The last time this team won 10 games in a season, a number which at this
point tilts more toward realistic than delusional, it didn’t make the
playoffs. That’s actually a difficult
task to accomplish in the NFL, winning 10 games and still sitting at home in
January. But accomplish that task the
Browns did and that naturally is the antecedent to the deep-seated paranoia
that is so understandable.
I don’t think I’m exaggerating when I say that the big
winner in all this of course is Jimmy Haslam, the team’s owner. One or two more wins and the NFL will allow
him to send out playoff ticket information to season ticket holders. It’s an owner-friendly policy that allows the
team to charge each season ticket holder an exorbitant price for each potential
home playoff game. If the games don’t
materialize, the money is held by the team, for its account and probably in
some sort of short term high yield investment fund, and credited to the season
ticket holders’ accounts for next season.

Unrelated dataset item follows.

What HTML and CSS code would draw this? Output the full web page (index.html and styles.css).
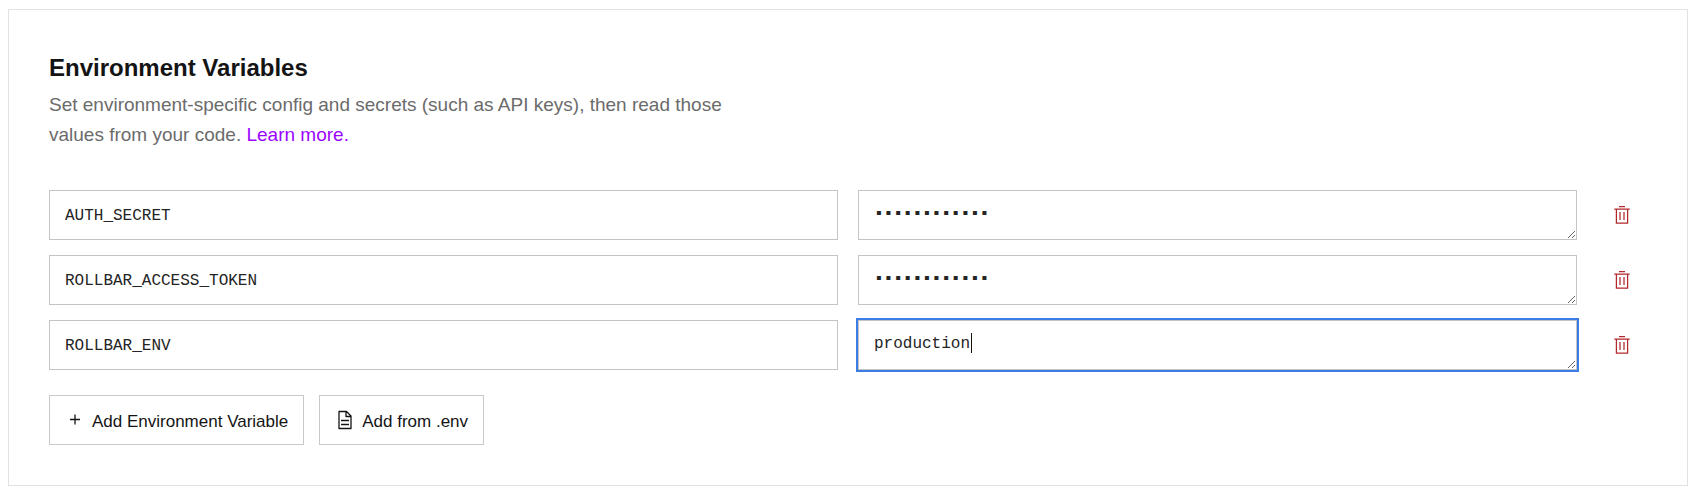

The NFL is like Hyman Roth. It
knows how to make money for its partners.
This really has been an improbable season thus far for the
Browns with Thursday’s win, not so much the result but the how, being the most
prominent example. The Browns hadn’t won
on the road in the division since before Bill Clinton met Paula Jones. The
Browns had just come off a 3-game stretch against opponents who had a combined 1
win between them and managed two wins in somewhat unspectacular fashion. Their running game had stalled out the last
several weeks, their best receiver, indeed one of the league’s top receivers,
was still sitting out a drug suspension, their second best receiver was trying
to recover from his third concussion in three years, and their third best
receiver was inactive with a leg injury.
And the defense, as usual, was showing itself to be far less than the
sum of its parts.
The Bengals were leading the division. Their victories were achieved with a bit more
dominance and their quarterback looked to be perhaps finally taking that long
step from a good regular season quarterback to a good playoff quarterback.
In other words, while the game didn’t stack up as a mismatch
neither did it appear to be much reason to believe that on this particular
night the Browns would shed the shackles of seasons’ worth of struggles to
establish relevance.
But perhaps what made it all so improbable was the rather
simple fact that it was November and the Browns were on national television in
a game of relevance. All systems, all
planets were seemingly aligned for a bitter reminder of why the attention of
most Browns fans by this point is on Ohio State.
Nothing ever goes as planned, does it? Andy Dalton was not just bad, he was
historically bad. The Browns’ defense,
rightfully maligned and whose poster child for all its holes was the lightly
talented Buster Skrine, played like the 1985 Chicago Bears. Dalton was hurried. He was harassed. A.J. Green couldn’t permanently shake loose
of Joe Haden and Skrine had two interceptions.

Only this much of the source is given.